Nuestra vida se debe a Dios que nos ha creado por amor. Tenemos el deber de orientarla hacia Él porque sabemos que ahí está el secreto de nuestra felicidad, porque sabemos que Dios quiere nuestro bien. La forma de dirigir nuestra vida hacia Dios es vivir las virtudes teologales y, entre ellas, la fe que es como el fundamento de las demás y la fuente de la vida moral (Cfr. Catecismo de la Iglesia Católica, n. 2087). Ella es el modo de responder a Dios como El se lo merece por nuestra parte. Decía Juan Pablo I que en la fe «no se trata sólo de creer las cosas que Dios ha revelado, sino de creerle a Él, que merece nuestra fe, que nos ha amado tanto y ha hecho tanto por amor nuestro».
La vida nos presenta muchos misterios: nuestro origen, nuestra maduración, nuestro destino, la misión que estamos llamados a realizar.
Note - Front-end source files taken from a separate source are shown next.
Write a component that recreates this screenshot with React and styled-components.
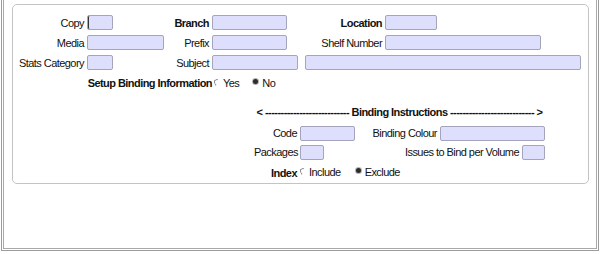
import React from 'react';
import styled, { createGlobalStyle } from 'styled-components';

const Global = createGlobalStyle`
  html, body { margin: 0; padding: 0; background: #fff; }
  body {
    font-family: "Liberation Sans", Arial, sans-serif;
    font-size: 11px;
    letter-spacing: -0.55px;
    color: #111;
  }
`;

const Window = styled.div`
  box-sizing: border-box;
  width: 598px;
  height: 251px;
  margin-left: 1px;
  border: 1px solid #9c9c9c;
  border-top: none;
  padding: 0 1px 1px 1px;
`;

const Pane = styled.div`
  box-sizing: border-box;
  height: 100%;
  border: 1px solid #a9a9a9;
  border-top: none;
  padding: 4px 0 0 8px;
`;

const Group = styled.div`
  box-sizing: border-box;
  width: 577px;
  height: 180px;
  border: 1px solid #c4c4c4;
  border-radius: 5px;
  padding-top: 7px;
`;

const TopGrid = styled.div`
  display: grid;
  grid-template-columns: 74px 78px 47px 88px 85px 1fr;
  grid-auto-rows: 20px;
  align-items: start;
`;

const Label = styled.span`
  display: block;
  text-align: right;
  white-space: nowrap;
  padding-right: 3px;
  padding-top: 4px;
  line-height: 15px;
  font-weight: ${p => (p.$bold ? 700 : 400)};
`;

const Field = styled.input`
  display: block;
  box-sizing: border-box;
  width: ${p => p.$w}px;
  height: 15px;
  margin: ${p => p.$top ?? 3}px 0 0 ${p => p.$left ?? 0}px;
  padding: 0;
  border: 1px solid #a4a4bc;
  border-radius: 2px;
  background: #dedefd;
  box-shadow: ${p => (p.$caret ? 'inset 1px 0 0 #333' : 'none')};
  outline: none;
  grid-column: ${p => p.$span || 'auto'};
`;

const RadioRow = styled.div`
  display: flex;
  align-items: flex-start;
  height: 20px;
  margin-top: 1px;
  line-height: 20px;
`;

const RowLabel = styled.span`
  width: 199px;
  text-align: right;
  padding-right: 1px;
  font-weight: 700;
  white-space: nowrap;
`;

const Options = styled.div`
  display: flex;
  align-items: flex-start;
  gap: ${p => p.$gap}px;
  margin-left: ${p => p.$left || 0}px;
`;

const Option = styled.label`
  display: flex;
  align-items: flex-start;
  line-height: 20px;
  white-space: nowrap;
`;

const Radio = styled.span`
  display: block;
  box-sizing: border-box;
  margin-top: 6px;
  margin-right: 3px;
  border-radius: 50%;
  ${p =>
    p.$on
      ? `width: 5px; height: 5px; background: #2c2c2c; box-shadow: 0 0 0 1px #b4b4b4; margin-left: 1px; margin-right: 4px;`
      : `width: 6px; height: 7px; border: 1px solid; border-color: #8c8c8c transparent transparent #8c8c8c; transform: rotate(-20deg);`}
`;

const BindGrid = styled.div`
  display: grid;
  grid-template-columns: 46px 245px;
  grid-template-rows: 20px 19px 21px 20px;
  margin: 9px 0 0 241px;
  width: 291px;
`;

const Title = styled.div`
  grid-column: 1 / -1;
  display: flex;
  justify-content: center;
  font-weight: 700;
  line-height: 20px;
  white-space: pre;
`;

const Cell = styled.div`
  display: flex;
  align-items: flex-start;
  justify-content: space-between;
`;

const Pair = styled.div`
  display: flex;
  align-items: flex-start;
`;

const IndexLabel = styled.span`
  display: block;
  text-align: right;
  padding-right: 3px;
  font-weight: 700;
  line-height: 20px;
  margin-top: 1px;
`;

const dashes = '-'.repeat(27);

export default function App() {
  return (
    <>
      <Global />
      <Window>
        <Pane>
          <Group>
            <TopGrid>
              <Label>Copy</Label>
              <Field $w={26} $caret readOnly />
              <Label $bold>Branch</Label>
              <Field $w={75} readOnly />
              <Label $bold>Location</Label>
              <Field $w={52} readOnly />

              <Label>Media</Label>
              <Field $w={77} readOnly />
              <Label>Prefix</Label>
              <Field $w={75} readOnly />
              <Label>Shelf Number</Label>
              <Field $w={156} readOnly />

              <Label>Stats Category</Label>
              <Field $w={26} readOnly />
              <Label>Subject</Label>
              <Field $w={86} readOnly />
              <Field $w={276} $left={5} $span="5 / 7" readOnly />
            </TopGrid>

            <RadioRow>
              <RowLabel>Setup Binding Information</RowLabel>
              <Options $gap={13} $left={1}>
                <Option><Radio />Yes</Option>
                <Option><Radio $on />No</Option>
              </Options>
            </RadioRow>

            <BindGrid>
              <Title>{`< ${dashes} Binding Instructions ${dashes} >`}</Title>

              <Label>Code</Label>
              <Cell>
                <Field $w={55} $top={4} readOnly />
                <Pair>
                  <Label>Binding Colour</Label>
                  <Field $w={105} $top={4} readOnly />
                </Pair>
              </Cell>

              <Label>Packages</Label>
              <Cell>
                <Field $w={24} $top={4} readOnly />
                <Pair>
                  <Label>Issues to Bind per Volume</Label>
                  <Field $w={23} $top={4} readOnly />
                </Pair>
              </Cell>

              <IndexLabel>Index</IndexLabel>
              <Options $gap={14}>
                <Option><Radio />Include</Option>
                <Option><Radio $on />Exclude</Option>
              </Options>
            </BindGrid>
          </Group>
        </Pane>
      </Window>
    </>
  );
}
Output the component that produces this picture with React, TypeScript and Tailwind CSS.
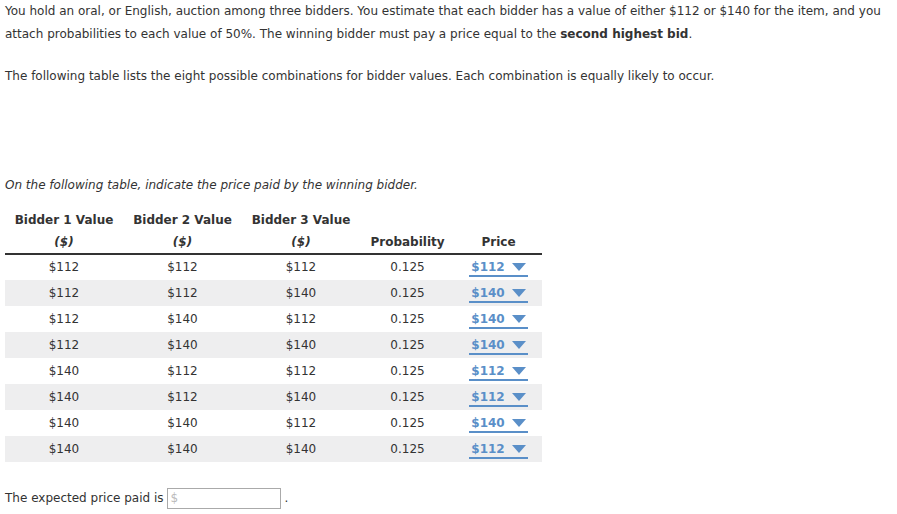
const ROWS = [
  ['$112', '$112', '$112', '0.125', '$112'],
  ['$112', '$112', '$140', '0.125', '$140'],
  ['$112', '$140', '$112', '0.125', '$140'],
  ['$112', '$140', '$140', '0.125', '$140'],
  ['$140', '$112', '$112', '0.125', '$112'],
  ['$140', '$112', '$140', '0.125', '$112'],
  ['$140', '$140', '$112', '0.125', '$140'],
  ['$140', '$140', '$140', '0.125', '$112'],
]

function PriceSelect({ value }: { value: string }) {
  return (
    <span className="inline-flex items-center gap-[7px] border-b-2 border-[#5a8fc8] px-[2px] leading-[16px] font-bold text-[#5a8fc8]">
      {value}
      <svg width="14" height="8" viewBox="0 0 14 8">
        <path d="M0 0 L14 0 L7 8 Z" fill="#5a8fc8" />
      </svg>
    </span>
  )
}

export default function App() {
  return (
    <div className="px-[5px] text-[12px] text-[#333] font-['Verdana','DejaVu_Sans',sans-serif] leading-[23px]">
      <p>
        You hold an oral, or English, auction among three bidders. You estimate that each bidder has a value of either
        $112 or $140 for the item, and you attach probabilities to each value of 50%. The winning bidder must pay a
        price equal to the <b>second highest bid</b>.
      </p>
      <p className="mt-[19px]">
        The following table lists the eight possible combinations for bidder values. Each combination is equally likely
        to occur.
      </p>

      <p className="mt-[86px] italic">On the following table, indicate the price paid by the winning bidder.</p>

      <table className="mt-[12px] border-collapse text-center">
        <thead>
          <tr className="border-b-[2px] border-[#333] font-bold">
            <th className="w-[118px] align-bottom pb-0 leading-[22px]">
              Bidder 1 Value
              <br />
              <i>($)</i>
            </th>
            <th className="w-[119px] align-bottom pb-0 leading-[22px]">
              Bidder 2 Value
              <br />
              <i>($)</i>
            </th>
            <th className="w-[118px] align-bottom pb-0 leading-[22px]">
              Bidder 3 Value
              <br />
              <i>($)</i>
            </th>
            <th className="w-[95px] align-bottom pb-0 leading-[22px]">Probability</th>
            <th className="w-[87px] align-bottom pb-0 leading-[22px]">Price</th>
          </tr>
        </thead>
        <tbody>
          {ROWS.map((r, i) => (
            <tr key={i} className={i % 2 === 1 ? 'bg-[#eeeeef]' : ''}>
              <td className="h-[26px] p-0">{r[0]}</td>
              <td className="p-0">{r[1]}</td>
              <td className="p-0">{r[2]}</td>
              <td className="p-0">{r[3]}</td>
              <td className="p-0">
                <PriceSelect value={r[4]} />
              </td>
            </tr>
          ))}
        </tbody>
      </table>

      <div className="mt-[25px] flex items-center">
        <span>The expected price paid is</span>
        <span className="ml-[3px] flex h-[21px] w-[114px] items-center border border-[#aaa] px-[3px] text-[#bbb]">$</span>
        <span className="ml-[4px]">.</span>
      </div>
    </div>
  )
}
Descubrir el sentido de todos estos misterios significa descubrir a nuestro Creador y Señor, y darnos cuenta de que Él está presente en todo y en todos para dar sentido a la vida del hombre. La virtud de la fe nos lleva a encontrar este sentido, y nos da la fuerza que nos impulsa a entregar la vida a Dios confiando en Él. Ella es sobre todo una conversión, una respuesta al llamado desde el Amor que Dios nos hace.
Vale la pena creer en algo firme, serio, fundamental que dé sentido pleno a nuestra vida. La fe es una respuesta a los interrogantes de nuestra existencia. En ella encuentro respuesta a mi origen porque sólo Dios puede crear una obra tan maravillosa como el alma humana. En ella encuentro respuesta a mi misión en esta tierra porque descubro que he sido creado para amar y dar gloria a Dios. En ella descubro mi destino porque sé que después de la muerte estaré junto a Dios en la felicidad eterna. En ella encuentro el sentido de todo, porque en todo puedo descubrir y entregarme a Dios.
Vale la pena tener una respuesta a las inquietudes de nuestro corazón. Tenemos un corazón grande que necesita amar y ser amado. Nuestro corazón no se puede contentar con amores pequeños, está hecho para amar a Dios, por eso encuentra su tranquilidad, su serenidad, su paz solamente en Dios.
André Frossard, un literato francés, convertido al catolicismo en su juventud, se preguntaba a sí mismo:
“Para qué sirve creer? Vemos con claridad para qué sirve no creer: para estar solo en esta tierra, que es la menos fija de todas las casas, y para no oír jamás otra voz que la propia en respuesta a las preguntas que el corazón plantea» (A. FROSSARD, Cuestiones sobre la fe).